TLDRs;
- China’s electric vehicle (EV) sales hit a record 826,000 units in September, up 28.5% year-on-year.
- The surge comes ahead of a January 2025 tax shift introducing a 5% levy on EV purchases.
- Current subsidies worth up to 20,000 yuan end in December, fueling a nationwide buying rush.
- Analysts warn a potential sales slowdown in early 2025 as incentives phase out and taxes rise.
China’s electric vehicle market reached a new milestone in September, with sales of pure electric vehicles (EVs) soaring to 826,000 units, a 28.5% year-on-year increase, according to data from the China Passenger Car Association (CPCA).
The figure surpasses the previous record of 762,000 units set in December 2024, underscoring China’s dominance in the global EV industry.
The spike comes as Chinese consumers rush to take advantage of generous government incentives before they expire at the end of the year. For now, buyers still enjoy a complete sales tax exemption on EVs, alongside cash subsidies that make switching from gasoline to electric more affordable. But the clock is ticking.
Tax Shift Sparks Buying Frenzy
From January 2025, China’s EV policy will undergo a major transition: the current tax exemption will be replaced with a 5% sales tax, which is set to rise gradually to 10% by 2028.
That tax shift could translate to an extra 12,500 yuan (US$1,757) on the average 250,000 yuan EV, effectively erasing much of the financial advantage that consumers currently enjoy.

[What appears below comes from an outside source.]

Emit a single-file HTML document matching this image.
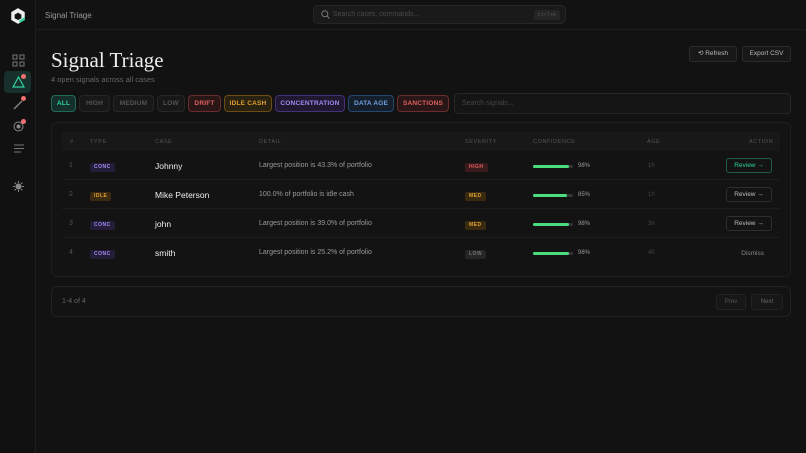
<!DOCTYPE html><html><head><style>
*{box-sizing:border-box;margin:0;padding:0}
body{width:806px;height:453px;background:#121212;font-family:"Liberation Sans",sans-serif;color:#ddd;position:relative;overflow:hidden}
.abs{position:absolute}
.side{left:0;top:0;width:36px;height:453px;border-right:1px solid #1e1e1e;background:#111}
.top{left:36px;top:0;right:0;height:30px;border-bottom:1px solid #1e1e1e}
.chip{position:absolute;top:95px;height:17px;border-radius:4px;font-size:6.5px;font-weight:bold;letter-spacing:.2px;line-height:15px;text-align:center;border:1px solid;white-space:nowrap}
.th{position:absolute;top:139px;font-size:5.5px;letter-spacing:.6px;color:#555}
.row{position:absolute;left:62px;width:718px;height:29px;border-bottom:1px solid #1d1d1d}
.c{position:absolute;font-size:7px;color:#9a9a9a}
.tag{position:absolute;font-size:5px;font-weight:bold;letter-spacing:.5px;padding:1px 4px;border-radius:2px;line-height:7px}
.bar{position:absolute;left:471px;top:14px;width:40px;height:3px;background:#333;border-radius:2px}
.bar i{display:block;height:3px;background:#4ade80;border-radius:2px}
.btn{position:absolute;right:8px;top:7px;width:46px;height:15px;border:1px solid #2e2e2e;border-radius:3px;font-size:6.5px;color:#bbb;text-align:center;line-height:13px}
</style></head><body>
<div class="abs side">
<svg class="abs" style="left:9px;top:7px" width="18" height="18" viewBox="0 0 16 16"><polygon points="8,1 14,4.5 14,11.5 8,15 2,11.5 2,4.5" fill="#eee"/><polygon points="8,5 11,6.8 11,10 8,11.5 5,10 5,6.8" fill="#111"/><polygon points="9,12 14,9 14,11.5 9.5,14" fill="#2dd4a0"/></svg>
<svg class="abs" style="left:12px;top:54px" width="13" height="13" viewBox="0 0 13 13" fill="none" stroke="#777" stroke-width="1"><rect x="1" y="1" width="4" height="4"/><rect x="8" y="1" width="4" height="4"/><rect x="1" y="8" width="4" height="4"/><rect x="8" y="8" width="4" height="4"/></svg>
<div class="abs" style="left:4px;top:71px;width:27px;height:22px;background:#17302b;border-radius:4px"></div>
<svg class="abs" style="left:12px;top:76px" width="13" height="12" viewBox="0 0 13 12" fill="none" stroke="#2dd4a0" stroke-width="1.2"><polygon points="6.5,1 12,11 1,11"/></svg>
<div class="abs" style="left:21px;top:74px;width:5px;height:5px;border-radius:50%;background:#f07070"></div>
<svg class="abs" style="left:13px;top:98px" width="12" height="12" viewBox="0 0 12 12" stroke="#888" stroke-width="1.3"><line x1="1" y1="11" x2="9" y2="3"/></svg>
<div class="abs" style="left:21px;top:96px;width:5px;height:5px;border-radius:50%;background:#f07070"></div>
<svg class="abs" style="left:13px;top:121px" width="11" height="11" viewBox="0 0 11 11" fill="none" stroke="#888"><circle cx="5.5" cy="5.5" r="4.5"/><circle cx="5.5" cy="5.5" r="1.5" fill="#888"/></svg>
<div class="abs" style="left:21px;top:119px;width:5px;height:5px;border-radius:50%;background:#f07070"></div>
<svg class="abs" style="left:14px;top:144px" width="10" height="9" viewBox="0 0 10 9" stroke="#777"><line x1="0" y1="1" x2="10" y2="1"/><line x1="0" y1="4.5" x2="10" y2="4.5"/><line x1="0" y1="8" x2="7" y2="8"/></svg>
<svg class="abs" style="left:13px;top:181px" width="11" height="11" viewBox="0 0 11 11" stroke="#888"><circle cx="5.5" cy="5.5" r="2.5" fill="#888"/><path d="M5.5 0v2M5.5 9v2M0 5.5h2M9 5.5h2M1.6 1.6l1.4 1.4M8 8l1.4 1.4M1.6 9.4L3 8M8 3l1.4-1.4"/></svg>
</div>
<div class="abs top">
<div class="abs" style="left:9px;top:11px;font-size:8px;color:#999">Signal Triage</div>
<div class="abs" style="left:277px;top:5px;width:253px;height:19px;background:#1a1a1a;border:1px solid #262626;border-radius:5px">
<svg class="abs" style="left:7px;top:4px" width="9" height="9" viewBox="0 0 9 9" fill="none" stroke="#777"><circle cx="3.8" cy="3.8" r="3"/><line x1="6" y1="6" x2="8.5" y2="8.5"/></svg>
<div class="abs" style="left:19px;top:5px;font-size:7px;color:#4a4a4a">Search cases, commands...</div>
<div class="abs" style="left:220px;top:4px;width:26px;height:10px;background:#252525;border-radius:2px;font-size:5px;color:#555;text-align:center;line-height:10px;font-family:'Liberation Mono',monospace">Ctrl+K</div>
</div></div>
<div class="abs" style="left:51px;top:48px;font-family:'Liberation Serif',serif;font-size:21px;color:#eee">Signal Triage</div>
<div class="abs" style="left:51px;top:75px;font-size:7.5px;color:#666">4 open signals across all cases</div>
<div class="abs" style="left:689px;top:46px;width:48px;height:16px;border:1px solid #2a2a2a;background:#181818;border-radius:3px;font-size:6.5px;color:#bbb;line-height:14px;text-align:center">⟲ Refresh</div>
<div class="abs" style="left:742px;top:46px;width:49px;height:16px;border:1px solid #2a2a2a;background:#181818;border-radius:3px;font-size:6.5px;color:#bbb;line-height:14px;text-align:center">Export CSV</div>
<div class="chip" style="left:51px;width:25px;color:#2dd4a0;border-color:#1f6b58;background:#15302a">ALL</div>
<div class="chip" style="left:79px;width:31px;color:#555;border-color:#262626;background:#181818">HIGH</div>
<div class="chip" style="left:113px;width:41px;color:#555;border-color:#262626;background:#181818">MEDIUM</div>
<div class="chip" style="left:157px;width:28px;color:#555;border-color:#262626;background:#181818">LOW</div>
<div class="chip" style="left:188px;width:33px;color:#e06060;border-color:#6a2c2c;background:#2a1616">DRIFT</div>
<div class="chip" style="left:224px;width:48px;color:#e0a030;border-color:#6a4c14;background:#2a2210">IDLE CASH</div>
<div class="chip" style="left:275px;width:70px;color:#a08cf0;border-color:#45307a;background:#1e1830">CONCENTRATION</div>
<div class="chip" style="left:348px;width:46px;color:#70a0e0;border-color:#264870;background:#151f2c">DATA AGE</div>
<div class="chip" style="left:397px;width:52px;color:#e06060;border-color:#6a2c2c;background:#2a1616">SANCTIONS</div>
<div class="abs" style="left:454px;top:93px;width:337px;height:21px;border:1px solid #262626;background:#151515;border-radius:4px;font-size:7px;color:#444;padding:6px 7px">Search signals...</div>
<div class="abs" style="left:51px;top:122px;width:740px;height:155px;border:1px solid #1e1e1e;border-radius:6px;background:#131313"></div>
<div class="abs" style="left:62px;top:132px;width:718px;height:19px;background:#181818"></div>
<div class="th" style="left:70px">#</div><div class="th" style="left:90px">TYPE</div><div class="th" style="left:155px">CASE</div><div class="th" style="left:259px">DETAIL</div><div class="th" style="left:465px">SEVERITY</div><div class="th" style="left:533px">CONFIDENCE</div><div class="th" style="left:647px">AGE</div><div class="th" style="left:749px">ACTION</div>
<div class="row" style="top:151px"><div class="c" style="left:7px;top:11px;color:#555">1</div><div class="tag" style="left:28px;top:12px;background:#241d3a;color:#a08cf0">CONC</div><div class="c" style="left:93px;top:10px;font-size:8.5px;color:#eee">Johnny</div><div class="c" style="left:197px;top:11px">Largest position is 43.3% of portfolio</div><div class="tag" style="left:403px;top:12px;background:#3a1a1a;color:#e06060">HIGH</div><div class="bar"><i style="width:36px"></i></div><div class="c" style="left:516px;top:12px;font-size:6px">98%</div><div class="c" style="left:586px;top:12px;color:#444;font-size:6px">1h</div><div class="btn" style="color:#2dd4a0;border-color:#1f5a4a">Review →</div></div>
<div class="row" style="top:180px"><div class="c" style="left:7px;top:11px;color:#555">2</div><div class="tag" style="left:28px;top:12px;background:#3a2a10;color:#e0a030">IDLE</div><div class="c" style="left:93px;top:10px;font-size:8.5px;color:#eee">Mike Peterson</div><div class="c" style="left:197px;top:11px">100.0% of portfolio is idle cash</div><div class="tag" style="left:403px;top:12px;background:#3a2a10;color:#e0a030">MED</div><div class="bar"><i style="width:34px"></i></div><div class="c" style="left:516px;top:12px;font-size:6px">85%</div><div class="c" style="left:586px;top:12px;color:#444;font-size:6px">1h</div><div class="btn">Review →</div></div>
<div class="row" style="top:209px"><div class="c" style="left:7px;top:11px;color:#555">3</div><div class="tag" style="left:28px;top:12px;background:#241d3a;color:#a08cf0">CONC</div><div class="c" style="left:93px;top:10px;font-size:8.5px;color:#eee">john</div><div class="c" style="left:197px;top:11px">Largest position is 39.0% of portfolio</div><div class="tag" style="left:403px;top:12px;background:#3a2a10;color:#e0a030">MED</div><div class="bar"><i style="width:36px"></i></div><div class="c" style="left:516px;top:12px;font-size:6px">98%</div><div class="c" style="left:586px;top:12px;color:#444;font-size:6px">3h</div><div class="btn">Review →</div></div>
<div class="row" style="top:238px;border:none"><div class="c" style="left:7px;top:11px;color:#555">4</div><div class="tag" style="left:28px;top:12px;background:#241d3a;color:#a08cf0">CONC</div><div class="c" style="left:93px;top:10px;font-size:8.5px;color:#eee">smith</div><div class="c" style="left:197px;top:11px">Largest position is 25.2% of portfolio</div><div class="tag" style="left:403px;top:12px;background:#262626;color:#777">LOW</div><div class="bar"><i style="width:36px"></i></div><div class="c" style="left:516px;top:12px;font-size:6px">98%</div><div class="c" style="left:586px;top:12px;color:#444;font-size:6px">4h</div><div class="c" style="right:16px;top:12px;font-size:6.5px;color:#888">Dismiss</div></div>
<div class="abs" style="left:51px;top:286px;width:740px;height:31px;border:1px solid #222;border-radius:6px;background:#131313">
<div class="abs" style="left:10px;top:11px;font-size:7px;color:#666">1-4 of 4</div>
<div class="abs" style="left:664px;top:7px;width:30px;height:16px;border:1px solid #222;background:#171717;border-radius:3px;font-size:6px;color:#555;text-align:center;line-height:14px">Prev</div>
<div class="abs" style="left:699px;top:7px;width:32px;height:16px;border:1px solid #222;background:#171717;border-radius:3px;font-size:6px;color:#666;text-align:center;line-height:14px">Next</div>
</div>
</body></html>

Adding to the urgency, China’s trade-in subsidies are also scheduled to end in December. Buyers who swap older vehicles for electric ones still qualify for a 20,000 yuan (US$2,809) rebate, while those trading in petrol cars receive 15,000 yuan (US$2,107). Together, these incentives have fueled an unprecedented end-of-year buying spree, pushing dealerships and manufacturers to record sales volumes.
The Road Ahead
While September’s record signals strong short-term momentum, analysts expect a market correction in early 2025. Once the tax exemption expires, EVs will face the same cost pressures that have slowed growth in other markets, such as Europe, where incentives are already winding down.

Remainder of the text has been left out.